Once junkies go so bad and they can’t get the legal Oxy, Percs, or Vics, they hit the street for illegal heroin.
The Wall Street Journal and New York Times have done amazing work on this issue for years. Seriously, try the google.
It will curl your toes on how, in plain sight, “legitimate,” “respectable” businesses and pillars of the community fueled the opiate-addiction epidemic in this country.
It wasn’t El Chapo who hooked the country on smack. It was El Marcus Welby.
- Railrat - Friday, Dec 9, 16 @ 4:26 pm:
You go Amalia !!! @ 423
- Anonymous - Friday, Dec 9, 16 @ 4:30 pm:
Part of the answer might reside in the amount of CPD presence and procedures now vs what they were before controversy and protests erupted. Not just numbers, but types of stops, etc
- 47th Ward - Friday, Dec 9, 16 @ 4:42 pm:
“A well regulated Militia, being necessary to the security of a free State, the right of the people to keep and bear Arms, shall not be infringed.”

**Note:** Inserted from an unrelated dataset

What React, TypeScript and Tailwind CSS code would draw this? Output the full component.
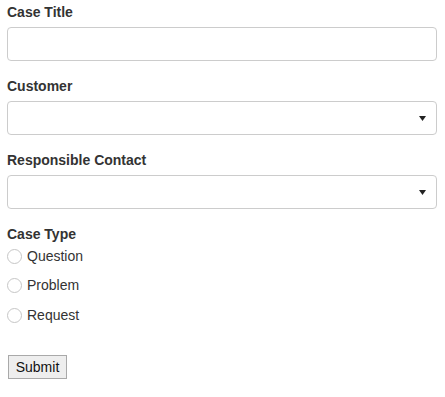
import React from "react";

const Arrow = () => (
  <svg width="7" height="5" viewBox="0 0 7 5" className="absolute right-[10px] top-[14px]">
    <path d="M0 0 H7 L3.5 5 Z" fill="#222" />
  </svg>
);

function Field({ label, select }: { label: string; select?: boolean }) {
  return (
    <div className="mb-[15px]">
      <label className="block font-bold text-[14px] leading-[20px] mb-[5px] text-[#333]">{label}</label>
      <div className="relative w-[430px] h-[34px] border border-[#cccccc] rounded-[4px] bg-white">
        {select && <Arrow />}
      </div>
    </div>
  );
}

function Radio({ label }: { label: string }) {
  return (
    <label className="flex items-center h-[20px]">
      <input
        type="radio"
        name="casetype"
        className="appearance-none w-[15px] h-[15px] shrink-0 rounded-full border border-[#c6c6c6] bg-white m-0 mr-[5px]"
      />
      <span className="text-[14px] text-[#333]">{label}</span>
    </label>
  );
}

export default function App() {
  return (
    <div
      className="bg-white w-[445px] h-[397px] pt-[2px] px-[7px]"
      style={{ fontFamily: '"Liberation Sans", Arial, sans-serif' }}
    >
      <Field label="Case Title" />
      <Field label="Customer" select />
      <Field label="Responsible Contact" select />
      <div>
        <label className="block font-bold text-[14px] leading-[20px] text-[#333]">Case Type</label>
        <div className="flex flex-col gap-[9.5px] mt-[2px]">
          <Radio label="Question" />
          <Radio label="Problem" />
          <Radio label="Request" />
        </div>
      </div>
      <button className="mt-[30px] ml-[1px] w-[59px] h-[24px] border border-[#a9a9a9] bg-[#eeeeee] text-[14px] text-[#111] flex items-center justify-center">
        Submit
      </button>
    </div>
  );
}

Gun violence is the price we pay for freedom apparently. Blame poor black and brown people, blame broken families and absent fathers, blame drugs, blame an economy that doesn’t work for poor urban blacks, blame a failing education system, blame lenient judges and a revolving door prison system.
But do not blame guns. This is NOT a gun problem. There are any number of complex socio-economic and historic causes of urban violence that have nothing to do with how absurdly easy guns and ammunition flow into these five police districts.
Nope. The violence in Chicago has nothing to do with easy access to guns.